The crack epidemic swept through the black community in the United States in the early 1980s. Despite the increasing use of powder cocaine in metropolitan areas and suburbs, the “crackheads” giving birth to “crack babies” were subject to narratives that portrayed black drug users as a threat to others, which was to be contained rather than treated. The Anti-Drug Abuse Act of 1986 created stricter penalties for users. The mandatory minimums disproportionately incarcerated African Americans and adversely impacted a number of urban neighborhoods. The psychology driving the mandate to incarcerate African American, impoverished drug addicts relied on tales of gang warfare, laziness, and child neglect.

Now, the opioid crisis is considered a national emergency, as declared by President Trump in October 2017. The users of these drugs span an economic and racial spectrum, with a particular emphasis in rural communities. For example, one in seven opioid users in Ohio is a construction worker. The employment of crack addicts in the 1980s was not a subject of research, legislation, or news.

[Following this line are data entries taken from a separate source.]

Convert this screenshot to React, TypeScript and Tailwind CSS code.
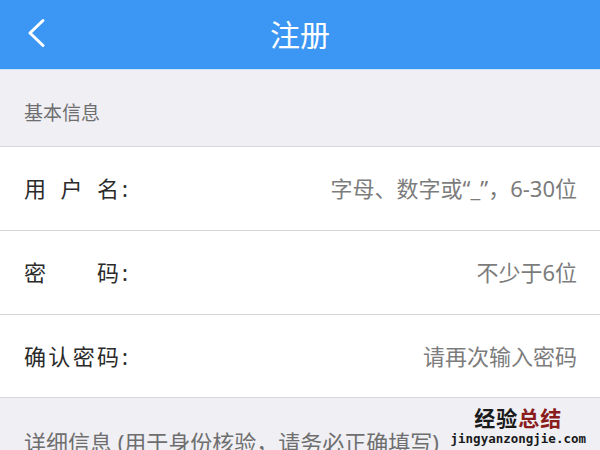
const font = { fontFamily: '"Noto Sans", "Noto Sans CJK SC", sans-serif' };

type RowProps = {
    label: string[];
    placeholder: string;
    last?: boolean;
};

const Row = ({ label, placeholder, last }: RowProps) => (
    <div
        className={
            'h-[84px] bg-white border-t border-[#d6d6d8] flex items-center justify-between pl-6 pr-[23px]' +
            (last ? ' border-b' : '')
        }
    >
        <div className="flex items-center text-[22px] text-[#2b2b2b]">
            <div className="w-[95px] flex justify-between">
                {label.map((c) => (
                    <span key={c}>{c}</span>
                ))}
            </div>
            <span className="ml-[3px]">:</span>
        </div>
        <span className="text-[22px] text-[#7c7c7c]">{placeholder}</span>
    </div>
);

export default function App() {
    return (
        <div className="relative w-[600px] h-[450px] overflow-hidden bg-[#efeff4]" style={font}>
            <header className="relative h-[70px] bg-[#3b96f4] flex items-center justify-center border-b border-[#cfe3f8]">
                <svg className="absolute left-[26px] top-[18px]" width="22" height="30" viewBox="0 0 22 30">
                    <polyline
                        points="17,2.5 4,15 17,27.5"
                        fill="none"
                        stroke="white"
                        strokeWidth="3"
                        strokeLinecap="round"
                        strokeLinejoin="round"
                    />
                </svg>
                <h1 className="text-[30px] text-white">注册</h1>
            </header>

            <div className="h-[76px] flex items-center pl-6 pt-[10px] text-[19px] text-[#6e6e6e]">基本信息</div>

            <Row label={['用', '户', '名']} placeholder="字母、数字或“_”，6-30位" />
            <Row label={['密', '码']} placeholder="不少于6位" />
            <Row label={['确', '认', '密', '码']} placeholder="请再次输入密码" last />

            <div className="pl-6 pt-[28px] text-[22px] text-[#6e6e6e] whitespace-nowrap">
                详细信息 (用于身份核验，请务必正确填写)
            </div>

            <div className="absolute right-[14px] bottom-[5px] flex flex-col items-center">
                <div className="text-[21px] font-bold leading-none tracking-[1px]">
                    <span className="text-[#1a1a1a]">经验</span>
                    <span className="text-[#8a1c1c]">总结</span>
                </div>
                <div
                    className="mt-[4px] text-[12.5px] font-bold leading-none text-[#1a1a1a]"
                    style={{ fontFamily: '"DejaVu Sans Mono", monospace' }}
                >
                    jingyanzongjie.com
                </div>
            </div>
        </div>
    );
}
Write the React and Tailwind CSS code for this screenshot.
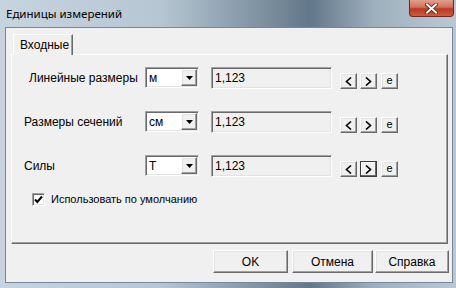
import React from "react";

const sunken =
    "border border-t-[#a0a0a0] border-l-[#a0a0a0] border-b-white border-r-white shadow-[inset_1px_1px_0_#696969,inset_-1px_-1px_0_#e3e3e3]";
const raised =
    "border border-t-white border-l-white border-b-[#696969] border-r-[#696969] shadow-[inset_-1px_-1px_0_#a0a0a0,inset_1px_1px_0_#e3e3e3] bg-[#f0f0f0]";

function Combo({ value }) {
    return (
        <div className={`w-[54px] h-[21px] bg-white flex items-center ${sunken}`}>
            <span className="flex-1 pl-[3px] text-[12px] leading-none text-black">{value}</span>
            <div className={`w-[16px] h-[17px] mr-[1px] flex items-center justify-center ${raised}`}>
                <svg width="7" height="4" viewBox="0 0 7 4">
                    <path d="M0 0h7L3.5 4z" fill="#000" />
                </svg>
            </div>
        </div>
    );
}

function SmallButton({ children, pressed }) {
    const border = pressed
        ? "border border-[#3c3c3c] shadow-[inset_-1px_-1px_0_#696969,inset_1px_1px_0_#ffffff] bg-[#f0f0f0]"
        : raised;
    return (
        <div className={`w-[17px] h-[16px] flex items-center justify-center ${border}`}>
            {children}
        </div>
    );
}

function UnitRow({ label, labelPad, unit, pressed }) {
    return (
        <div className="flex items-start h-[22px]">
            <div className={`w-[133px] h-[21px] flex items-center ${labelPad} text-[12px] text-black`}>{label}</div>
            <Combo value={unit} />
            <div className={`ml-[12px] w-[121px] h-[22px] flex items-center pl-[3px] text-[12px] text-black ${sunken}`}>
                1,123
            </div>
            <div className="ml-[8px] mt-[6px] flex gap-[3px]">
                <SmallButton>
                    <svg width="7" height="9" viewBox="0 0 7 9">
                        <path d="M6 0.5L1.5 4.5L6 8.5" stroke="#000" strokeWidth="1.6" fill="none" />
                    </svg>
                </SmallButton>
                <SmallButton pressed={pressed}>
                    <svg width="7" height="9" viewBox="0 0 7 9">
                        <path d="M1 0.5L5.5 4.5L1 8.5" stroke="#000" strokeWidth="1.6" fill="none" />
                    </svg>
                </SmallButton>
                <div className="ml-[1px]">
                    <SmallButton>
                        <span className="text-[11px] leading-none text-black -mt-[2px]">e</span>
                    </SmallButton>
                </div>
            </div>
        </div>
    );
}

function DialogButton({ children, width }) {
    return (
        <div className={`${width} h-[23px] flex items-center justify-center text-[12px] text-black ${raised}`}>
            {children}
        </div>
    );
}

export default function App() {
    return (
        <div
            className="w-[456px] h-[288px] overflow-hidden flex flex-col bg-[linear-gradient(90deg,#c6d4e0_0%,#b7c6d3_35%,#7c909f_58%,#62778a_68%,#9eb0bd_82%,#bac8d3_100%)]"
            style={{ fontFamily: '"Liberation Sans", Arial, sans-serif' }}
        >
            <div className="h-[27px] flex items-start justify-between">
                <div
                    className="pl-[6px] pt-[5px] text-[11.5px] text-black"
                    style={{ fontFamily: '"Noto Sans", "Open Sans", sans-serif' }}
                >
                    Единицы измерений
                </div>
                <div className="mr-[2px] w-[45px] h-[17px] rounded-b-[4px] border border-t-0 border-[#6b2a22] bg-[linear-gradient(180deg,#e0a08e_0%,#d2705a_45%,#b83a22_55%,#d05a3c_100%)] flex items-center justify-center">
                    <svg width="13" height="11" viewBox="0 0 13 11">
                        <path d="M2 1.5L11 9.5M11 1.5L2 9.5" stroke="#4a1a12" strokeWidth="3.6" strokeLinecap="square" />
                        <path d="M2 1.5L11 9.5M11 1.5L2 9.5" stroke="#ffffff" strokeWidth="2" strokeLinecap="square" />
                    </svg>
                </div>
            </div>

            <div className="ml-[5px] w-[448px] h-[256px] border border-[#73889a] bg-[#f0f0f0] flex flex-col">
                <div className="pl-[7px] pt-[6px] flex">
                    <div className="relative z-10 -mb-px h-[21px] w-[60px] bg-[#f0f0f0] border border-b-0 border-t-white border-l-white border-r-[#696969] shadow-[inset_-1px_0_0_#a0a0a0] flex items-center pl-[6px] text-[12px] text-black">
                        Входные
                    </div>
                </div>
                <div className="ml-[5px] w-[437px] h-[190px] border border-t-white border-l-white border-b-[#696969] border-r-[#696969] shadow-[inset_-1px_-1px_0_#a0a0a0] pt-[12px] flex flex-col gap-[22px]">
                    <UnitRow label="Линейные размеры" labelPad="pl-[17px]" unit="м" />
                    <UnitRow label="Размеры сечений" labelPad="pl-[12px]" unit="см" />
                    <div className="flex flex-col">
                        <UnitRow label="Силы" labelPad="pl-[12px]" unit="Т" pressed />
                        <div className="mt-[14px] pl-[20px] flex items-center gap-[6px] text-[11px] text-black">
                            <div className={`w-[13px] h-[13px] bg-white flex items-center justify-center ${sunken}`}>
                                <svg width="9" height="9" viewBox="0 0 9 9">
                                    <path d="M1 4.5L3.3 7L8 1.5" stroke="#000" strokeWidth="2" fill="none" />
                                </svg>
                            </div>
                            <span>Использовать по умолчанию</span>
                        </div>
                    </div>
                </div>
                <div className="mt-[6px] flex justify-end pr-[3px]">
                    <DialogButton width="w-[75px]">OK</DialogButton>
                    <div className="ml-[4px]">
                        <DialogButton width="w-[81px]">Отмена</DialogButton>
                    </div>
                    <div className="ml-[2px]">
                        <DialogButton width="w-[74px]">Справка</DialogButton>
                    </div>
                </div>
            </div>
        </div>
    );
}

This Article examines the importance of stories, particularly those with racial tropes, in the creation and enforcement of drug legislation. The environments in which crack was prevalent are marked by economic distress. Disinvestment and high poverty rates in these low-income, minority neighborhoods are more commonly framed as personal failures by criminals. The story of opioids is centered on a group of people who can be saved through healthcare, treatment, and leniency. If the stories of crack addicts focused on victims of external circumstances rather than villains by individual choice, it is likely that the persistence of poverty in African American neighborhoods would have a different ending.